ここにきて食べ物だけでなく飲み物事情についても書くのですが、白湯しか飲んでいませんでした。理由はただでさえご飯の準備と片付けと仕事に必死な中、お茶を作る余裕はなかったからです。あと単純に家でも健康のためによく飲んでいるのもある。浄水器なんぞついていませんので流石に水そのままは怖くて毎度沸かしました。部屋にあった電気ケトルで沸かして、持参したタンブラーにジャボジャボ注いで飲む。簡単。

家だとミルクティーとか飲むこともあったのですが、カフェインが効いて眠りの質は落ちるし、ミルクを摂りすぎるとなんかだるくなるし、歯にステインが溜まるしで思えば結構QOLプラマイトントンみたいな感じだったんですよね。

強制的に白湯オンリー生活になったことで寝つきも良くなって、気持ち肌も綺麗になった気がします。これは思いがけない効用でした。

この日は推しのダンプラ動画(Snow Man「Cry Out」)が公開されたので夜はそれをエンリピしていました。慣れない暮らしを癒してくれる推しの有り難みをバシバシに感じています。

6日目(木)

雨が続いた前半はやや寒いくらいの気温だったのですが、晴れるようになってからは30度超えで「おいおい令和ちゃん温度管理頑張ってくれよ…」とツッコミを入れたくなる寒暖差。予報を見て衣類を準備したのでなんとかなりました。アパートは北西向きで採光環境としてはかなり悪条件なのですが、暑い日には良い感じに涼しくなってくれるので助かりました。

「暑い日は食料買うのはギリギリの方が良いかな」とか「晴れているうちに洗ったタオルを干したいな」とか考えるのでこっちにきてからより天気や気温を気にするようになった気がします。

この辺からようやく生活にゆとりを感じられるようになってきました。

7日目(金)

鳥のさえずりで起床。優雅な暮らしのイメージ映像とかではなく、ガチで鳥の声で起こされる。余談ですが自宅の目覚ましの音に設定している鳥の鳴き声そっくりなので一瞬実家で起きたかと思いました。まだ今日明日が残っている…

いよいよこの生活もクライマックス。広げた荷物などの回収をゆるゆる始めていきます。初日は気になっていた部屋の匂いの違いとかもいつの間にか慣れてきて、人間の適応力の高さを感じます。
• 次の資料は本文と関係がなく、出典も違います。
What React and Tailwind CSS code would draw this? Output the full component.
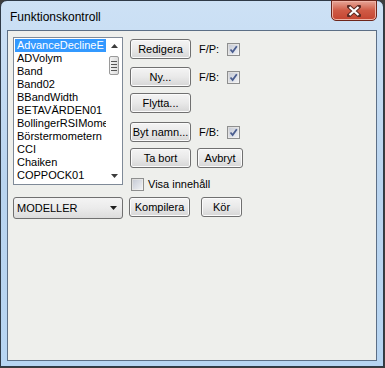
const items = [
  'AdvanceDeclineE',
  'ADVolym',
  'Band',
  'Band02',
  'BBandWidth',
  'BETAVÄRDEN01',
  'BollingerRSIMome',
  'Börstermometern',
  'CCI',
  'Chaiken',
  'COPPOCK01',
];

function Btn({ children, className = '' }) {
  return (
    <div
      className={`flex h-[20px] items-center justify-center rounded-[3px] border border-[#707070] bg-gradient-to-b from-[#f4f4f4] via-[#e9e9e9] to-[#d6d6d6] text-[11px] text-black shadow-[inset_0_0_0_1px_#fbfbfb] ${className}`}
    >
      {children}
    </div>
  );
}

function Check({ checked }) {
  return (
    <div className="flex h-[13px] w-[13px] items-center justify-center border border-[#8e8f8f] bg-gradient-to-br from-[#d9d9d9] to-[#f6f6f6]">
      <div className="flex h-[9px] w-[9px] items-center justify-center bg-gradient-to-br from-[#c8ccd6] to-[#eef0f4]">
        {checked ? (
          <svg width="9" height="9" viewBox="0 0 9 9">
            <path d="M1.5 4.5 L3.6 7 L7.8 1.2" fill="none" stroke="#4a5d8f" strokeWidth="1.8" />
          </svg>
        ) : null}
      </div>
    </div>
  );
}

export default function App() {
  return (
    <div
      className="h-[368px] w-[385px] bg-[#3d3d3d]"
      style={{ fontFamily: '"Liberation Sans", Arial, sans-serif' }}
    >
      <div className="flex h-[367px] w-[384px] flex-col rounded-t-[7px] border border-[#2f3a47] bg-gradient-to-b from-[#cde1f5] via-[#b9d4ef] to-[#b7d5f2]">
        <div className="relative flex h-[29px] shrink-0 items-start">
          <div className="ml-[9px] mt-[9px] text-[12px] leading-[14px] text-black">Funktionskontroll</div>
          <div className="absolute right-[6px] top-[-1px] flex h-[21px] w-[46px] items-center justify-center rounded-b-[5px] border border-[#6d261b] bg-gradient-to-b from-[#e6a597] via-[#cf5a45] to-[#c44430] shadow-[inset_0_0_0_1px_#efb3a6]">
            <svg width="14" height="12" viewBox="0 0 14 12">
              <path d="M2 1.5 L12 10.5 M12 1.5 L2 10.5" stroke="#5b2a24" strokeWidth="4" strokeLinecap="square" />
              <path d="M2.5 2 L11.5 10 M11.5 2 L2.5 10" stroke="#ffffff" strokeWidth="2.2" />
            </svg>
          </div>
        </div>
        <div className="mx-[6px] h-[331px] border border-[#5c6f86] bg-[#eeefec] text-[11px] text-black">
          <div className="flex pl-[5px] pt-[6px]">
            <div className="relative h-[148px] w-[110px] border border-[#7f8a98] bg-white">
              <div className="pl-[1px] pt-[1px]">
                {items.map((it, i) => (
                  <div
                    key={it}
                    className={`h-[13px] w-[91px] overflow-hidden whitespace-nowrap pl-[2px] leading-[13px] ${
                      i === 0 ? 'bg-[#3399ff] text-white' : ''
                    }`}
                  >
                    {it}
                  </div>
                ))}
              </div>
              <div className="absolute right-0 top-0 flex h-full w-[16px] flex-col items-center">
                <div className="flex h-[16px] items-center justify-center">
                  <svg width="7" height="4" viewBox="0 0 7 4">
                    <path d="M0 4 L3.5 0 L7 4 Z" fill="#3c3c3c" />
                  </svg>
                </div>
                <div className="mt-[2px] flex h-[19px] w-[10px] flex-col items-center justify-center gap-[2px] rounded-[2px] border border-[#9a9a9a] bg-gradient-to-r from-[#f3f3f3] to-[#dcdcdc]">
                  <div className="h-px w-[6px] bg-[#555]" />
                  <div className="h-px w-[6px] bg-[#555]" />
                  <div className="h-px w-[6px] bg-[#555]" />
                  <div className="h-px w-[6px] bg-[#555]" />
                </div>
                <div className="flex-1" />
                <div className="flex h-[16px] items-center justify-center">
                  <svg width="7" height="4" viewBox="0 0 7 4">
                    <path d="M0 0 L3.5 4 L7 0 Z" fill="#3c3c3c" />
                  </svg>
                </div>
              </div>
            </div>
            <div className="ml-[7px] mt-[2px] flex flex-col">
              <div className="flex h-[20px] items-center">
                <Btn className="w-[61px]">Redigera</Btn>
                <span className="ml-[8px] w-[28px]">F/P:</span>
                <Check checked />
              </div>
              <div className="mt-[8px] flex h-[20px] items-center">
                <Btn className="w-[61px]">Ny...</Btn>
                <span className="ml-[8px] w-[28px]">F/B:</span>
                <Check checked />
              </div>
              <div className="mt-[6px] flex h-[20px] items-center">
                <Btn className="w-[61px]">Flytta...</Btn>
              </div>
              <div className="mt-[9px] flex h-[20px] items-center">
                <Btn className="w-[61px]">Byt namn...</Btn>
                <span className="ml-[8px] w-[28px]">F/B:</span>
                <Check checked />
              </div>
              <div className="mt-[6px] flex h-[20px] items-center">
                <Btn className="w-[61px]">Ta bort</Btn>
                <Btn className="ml-[6px] w-[46px]">Avbryt</Btn>
              </div>
              <div className="ml-[1px] mt-[10px] flex h-[13px] items-center">
                <Check />
                <span className="ml-[4px]">Visa innehåll</span>
              </div>
            </div>
          </div>
          <div className="mt-[6px] flex items-start pl-[5px]">
            <div className="flex h-[22px] w-[110px] items-center justify-between rounded-[3px] border border-[#707070] bg-gradient-to-b from-[#f4f4f4] via-[#ebebeb] to-[#dcdcdc] pl-[3px] pr-[5px]">
              <span>MODELLER</span>
              <svg width="7" height="4" viewBox="0 0 7 4">
                <path d="M0 0 L3.5 4 L7 0 Z" fill="#1e1e1e" />
              </svg>
            </div>
            <Btn className="ml-[6px] w-[61px]">Kompilera</Btn>
            <Btn className="ml-[11px] w-[41px]">Kör</Btn>
          </div>
        </div>
      </div>
    </div>
  );
}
夕食はこれまでの残りもので済ませました。といっても量は十分。普段家族分想定で作る量だと一人暮らしの場合こんなに余るんだ〜という実感も大いに得られました。新たに買い足す分をなるべく最低限にして、うまいこと翌日翌日へと残り物を回していきながら献立を組む時間はさながらパズルを解いているようでちょっと面白かったです。

ここにきて食費の計算をしてみたのですが、思ったよりかかるなぁという感想。一週間2000円で自炊生活とか動画上げているYouTuberさんいますけど、調味料とか抜きにしてもあれは異次元レベルだと思う。すごいや。
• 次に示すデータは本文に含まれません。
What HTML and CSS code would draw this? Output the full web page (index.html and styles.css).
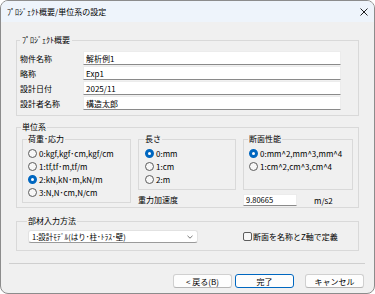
FILE: index.html
```html
<!DOCTYPE html>
<html lang="ja">
<head>
    <meta charset="UTF-8">
    <meta name="viewport" content="width=device-width, initial-scale=1.0">
    <link rel="stylesheet" href="styles.css">
    <title>ﾌﾟﾛｼﾞｪｸﾄ概要/単位系の設定</title>
</head>
<body>
    <div class="window">
        <div class="titlebar">
            <span class="title">ﾌﾟﾛｼﾞｪｸﾄ概要/単位系の設定</span>
            <svg class="close" width="8" height="8" viewBox="0 0 8 8">
                <path d="M0.5 0.5L7.5 7.5M7.5 0.5L0.5 7.5" stroke="#1f1f1f" stroke-width="1"/>
            </svg>
        </div>

        <div class="content">
            <fieldset class="group project">
                <legend>ﾌﾟﾛｼﾞｪｸﾄ概要</legend>
                <div class="form-grid">
                    <label>物件名称</label><input type="text" value="解析例1">
                    <label>略称</label><input type="text" value="Exp1">
                    <label>設計日付</label><input type="text" value="2025/11">
                    <label>設計者名称</label><input type="text" value="構造太郎">
                </div>
            </fieldset>

            <fieldset class="group units">
                <legend>単位系</legend>
                <div class="units-body">
                    <fieldset class="sub load">
                        <legend>荷重･応力</legend>
                        <label class="option"><span class="radio"></span>0:kgf,kgf･cm,kgf/cm</label>
                        <label class="option"><span class="radio"></span>1:tf,tf･m,tf/m</label>
                        <label class="option"><span class="radio checked"></span>2:kN,kN･m,kN/m</label>
                        <label class="option"><span class="radio"></span>3:N,N･cm,N/cm</label>
                    </fieldset>

                    <div class="units-right">
                        <fieldset class="sub length">
                            <legend>長さ</legend>
                            <label class="option"><span class="radio checked"></span>0:mm</label>
                            <label class="option"><span class="radio"></span>1:cm</label>
                            <label class="option"><span class="radio"></span>2:m</label>
                        </fieldset>
                        <fieldset class="sub section">
                            <legend>断面性能</legend>
                            <label class="option"><span class="radio checked"></span>0:mm^2,mm^3,mm^4</label>
                            <label class="option"><span class="radio"></span>1:cm^2,cm^3,cm^4</label>
                        </fieldset>
                        <div class="gravity-label">重力加速度</div>
                        <div class="gravity-value">
                            <input type="text" value="9.80665">
                            <span class="unit">m/s2</span>
                        </div>
                    </div>
                </div>
            </fieldset>

            <fieldset class="group member">
                <legend>部材入力方法</legend>
                <div class="member-body">
                    <div class="select">
                        <span>1:設計ﾓﾃﾞﾙ(はり･柱･ﾄﾗｽ･壁)</span>
                        <svg width="6" height="4" viewBox="0 0 6 4">
                            <path d="M0.5 0.8L3 3.2L5.5 0.8" fill="none" stroke="#555" stroke-width="0.8"/>
                        </svg>
                    </div>
                    <label class="check"><span class="box"></span>断面を名称とZ軸で定義</label>
                </div>
            </fieldset>

            <div class="separator"></div>

            <div class="buttons">
                <button class="btn back">&lt; 戻る(B)</button>
                <button class="btn primary">完了</button>
                <button class="btn cancel">キャンセル</button>
            </div>
        </div>
    </div>
</body>
</html>
```

FILE: styles.css
```css
body {
    margin: 0;
    padding: 0;
    background-color: #ffffff;
    font-family: "Noto Sans CJK JP", "Liberation Sans", sans-serif;
    font-size: 8px;
    color: #000;
}

.window {
    width: 375px;
    height: 294px;
    box-sizing: border-box;
    border: 1px solid #8c8c8c;
    border-radius: 8px;
    background-color: #f0f0f0;
    overflow: hidden;
}

.titlebar {
    height: 21px;
    display: flex;
    align-items: center;
    justify-content: space-between;
    padding: 0 6px 0 6px;
    background-color: #eef4fb;
}

.title {
    font-size: 8px;
    line-height: 12px;
}

.close {
    display: block;
}

.content {
    padding: 12px 9px 0 8px;
}

fieldset {
    margin: 0;
    min-width: 0;
    border: 1px solid #d9d9d9;
}

legend {
    padding: 0 1px;
    margin-left: -1px;
    line-height: 12px;
    font-size: 8px;
}

.group {
    margin: 0 6px 0 7px;
}

/* project */
.project {
    padding: 5px 17px 5px 3px;
}

.project legend {
    margin-left: 0;
    padding: 0 2px;
}

.form-grid {
    display: grid;
    grid-template-columns: 63px 1fr;
    grid-auto-rows: 14px;
    row-gap: 1px;
    align-items: center;
}

input {
    font: inherit;
    color: #000;
    box-sizing: border-box;
    margin: 0;
    height: 14px;
    padding: 0 2px;
    background-color: #fff;
    border: 1px solid #ececec;
    border-bottom: 1px solid #8a8a8a;
    outline: none;
}

/* units */
.units {
    margin-top: 5px;
    padding: 0 5px 1px 5px;
}

.units-body {
    display: flex;
    align-items: flex-start;
    gap: 7px;
}

.sub {
    padding: 2px 4px 3px 5px;
}

.load {
    width: 109px;
    box-sizing: border-box;
}

.length {
    padding-left: 6px;
}

.units-right {
    display: grid;
    grid-template-columns: 98px 110px;
    column-gap: 7px;
}

.option {
    display: flex;
    align-items: center;
    height: 13px;
    gap: 2px;
    white-space: nowrap;
}

.radio {
    width: 9px;
    height: 9px;
    box-sizing: border-box;
    border-radius: 50%;
    border: 1px solid #5c5c5c;
    background-color: #f7f7f7;
    flex: none;
}

.radio.checked {
    border: 3px solid #0067c0;
    background-color: #fff;
}

.gravity-label {
    margin-top: 3px;
    height: 12px;
    display: flex;
    align-items: center;
}

.gravity-value {
    margin-top: 3px;
    display: flex;
    align-items: center;
    gap: 17px;
}

.gravity-value input {
    width: 54px;
    height: 12px;
    font-size: 7.5px;
}

.unit {
    padding-top: 2px;
}

/* member */
.member {
    margin-top: 7px;
    padding: 3px 5px 7px 11px;
}

.member-body {
    display: flex;
    align-items: center;
}

.select {
    width: 170px;
    height: 13px;
    box-sizing: border-box;
    display: flex;
    align-items: center;
    justify-content: space-between;
    padding: 0 4px 0 3px;
    background-color: #fff;
    border: 1px solid #e2e2e2;
    border-bottom-color: #9a9a9a;
    border-radius: 3px;
    font-size: 7.5px;
}

.check {
    margin-left: 45px;
    display: flex;
    align-items: center;
    gap: 1px;
}

.box {
    width: 9px;
    height: 9px;
    box-sizing: border-box;
    border: 1px solid #5c5c5c;
    border-radius: 2px;
    background-color: #f7f7f7;
}

.separator {
    margin-top: 12px;
    height: 1px;
    background-color: #cfcfcf;
}

.buttons {
    margin-top: 10px;
    margin-right: 1px;
    display: flex;
    justify-content: flex-end;
}

.btn {
    font: inherit;
    color: #000;
    width: 59px;
    height: 14px;
    padding: 0;
    background-color: #fdfdfd;
    border: 1px solid #d0d0d0;
    border-bottom-color: #b5b5b5;
    border-radius: 3px;
}

.btn.primary {
    margin-left: 3px;
    border-color: #0067c0;
}

.btn.cancel {
    margin-left: 11px;
}
```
夜はMステに出る推しを見るべく早めに家事を済ませました。家だと基本テレビはあまり見ず録画でピンポイントで鑑賞することが多かったので、改めて頭から音楽番組を視聴したのも新鮮でした。生放送の臨場感とか、CMのありがたみとか(ちょっとした支度が出来る)、録画機無しだからこそ目の前の映像に集中できるところとか。今の時代はいつでもどこでも鑑賞できるものがたくさんあるけど、たまにはちゃんと時間と場所に縛られた状態で頭から見るのも良いなぁ〜なんて感じました。

ずっと慣れない生活で気を張っていたからか、ここにきてピチピチ健康体だった私の身体にも異変が。船に乗っているようなめまいに襲われたのでMステを見終えたらさっさと寝ることにしました。

最終日(土)

めまいは寝たら治りました。いよいよ片付け。といっても前日にほとんど荷物のまとめはできていたので掃除などを軽くやったあとはこのブログの記事をしたためていきます。
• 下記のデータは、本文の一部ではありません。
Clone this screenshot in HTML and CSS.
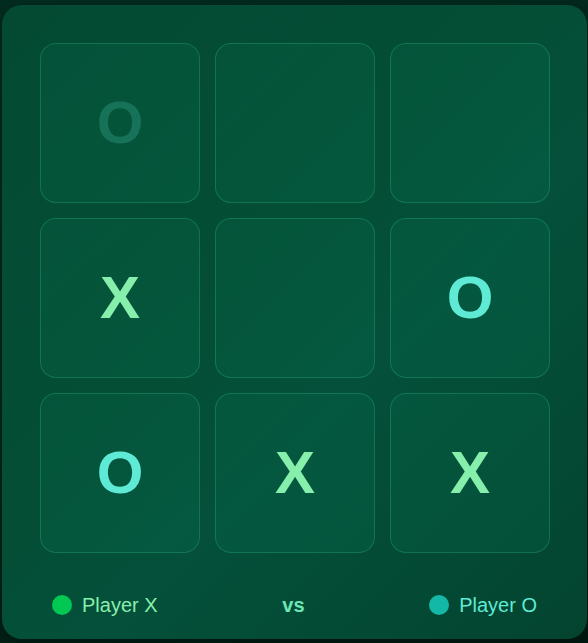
FILE: index.html
```html
<!DOCTYPE html>
<html lang="en">
<head>
<meta charset="utf-8">
<title>Tic Tac Toe</title>
<link rel="stylesheet" href="styles.css">
</head>
<body>
<div class="card">
  <div class="board">
    <div class="cell o faded">O</div>
    <div class="cell"></div>
    <div class="cell"></div>
    <div class="cell x">X</div>
    <div class="cell"></div>
    <div class="cell o">O</div>
    <div class="cell o">O</div>
    <div class="cell x">X</div>
    <div class="cell x">X</div>
  </div>
  <div class="footer">
    <div class="player player-x"><span class="dot"></span>Player X</div>
    <div class="vs">vs</div>
    <div class="player player-o"><span class="dot"></span>Player O</div>
  </div>
</div>
</body>
</html>
```
FILE: styles.css
```css
html, body {
  margin: 0;
  height: 100%;
}
body {
  background: linear-gradient(160deg, #032d21 0%, #022519 60%, #011a11 100%);
  font-family: "Liberation Sans", Arial, sans-serif;
  padding: 5px 0 0 2px;
  box-sizing: border-box;
}
.card {
  width: 585px;
  height: 634px;
  box-sizing: border-box;
  padding: 38px 37px 0 38px;
  border-radius: 20px;
  background: linear-gradient(135deg, #044a33 0%, #044e36 45%, #04503a 60%, #03442f 100%);
  box-shadow: 0 4px 20px rgba(0, 0, 0, 0.35);
}
.board {
  display: grid;
  grid-template-columns: repeat(3, 160px);
  grid-auto-rows: 160px;
  gap: 15px;
}
.cell {
  box-sizing: border-box;
  border: 1px solid rgba(52, 211, 153, 0.25);
  border-radius: 16px;
  background: linear-gradient(135deg, rgba(16, 185, 129, 0.07), rgba(16, 185, 129, 0.09));
  display: flex;
  align-items: center;
  justify-content: center;
  font-size: 60px;
  font-weight: 700;
  line-height: 1;
}
.x { color: #86efac; }
.o { color: #5eead4; }
.o.faded { color: rgba(94, 234, 212, 0.2); }
.footer {
  display: flex;
  justify-content: space-between;
  align-items: center;
  height: 24px;
  margin-top: 40px;
  padding: 0 13px 0 12px;
}
.player {
  display: flex;
  align-items: center;
  gap: 10px;
  font-size: 20px;
}
.dot {
  width: 20px;
  height: 20px;
  border-radius: 50%;
}
.player-x { color: #86efac; }
.player-x .dot { background: #00c853; }
.player-o { color: #5eead4; }
.player-o .dot { background: #14b8a6; }
.vs {
  font-size: 20px;
  font-weight: 700;
  color: #6ee7b7;
}
```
行きもそれなりに重かったスーツケースには持ち帰りの調味料が加わりさらにずっしり。何を血迷ったかバスを使わず坂道のある駅までの道のりを歩くことを選んでしまったので、汗だくになってしまいました。

家に向かう電車に乗った時の「ああ…文明だ…!」(?)というなんとも言えない感慨深さを覚えています。(思えば1週間丸々電車に乗らずに過ごしたのはコロナ禍以来かもしれない)

総括

無事、生存。

長いような短いような、不思議な1週間でした。電気・ガス・水道・食事・太陽・自然・会話…様々なものの有り難みと親の偉大さを実感した、濃厚な時間でした。 「まぁ意外となんとかなるっしょ」という感覚は本当にその通りで、人間どんなに生活力がなくてもどうにかせざるを得ない状況に放り込まれると頑張れるんだなぁと感じました。当初の目的は達成できて、自信は確かについたと思います。とにかくチャレンジして良かったです。

ホテルとか小綺麗なところではなく、築古アパートでリアルな一人暮らしをしてみたことで、自分の暮らしに必要な物件の条件もはっきりしてきたのが家事スキルに加えて今後に繋がる収穫だったなぁと思います。

私の選んだ物件はホストの方も本当に親切にしてくださって、終始スムーズに連絡が取れたところも安心でしたし、初めてのAirbnb体験も上手くいって良かったです。また泊まるかといったら…ちょっと分からないですが……(うーん、もう普通に賃貸で一人暮らし始めて良い気が)。

今回の経験を忘れずに、今後は実家でもより出来ることを増やしていって生活力と自信をつけていきたい所存です。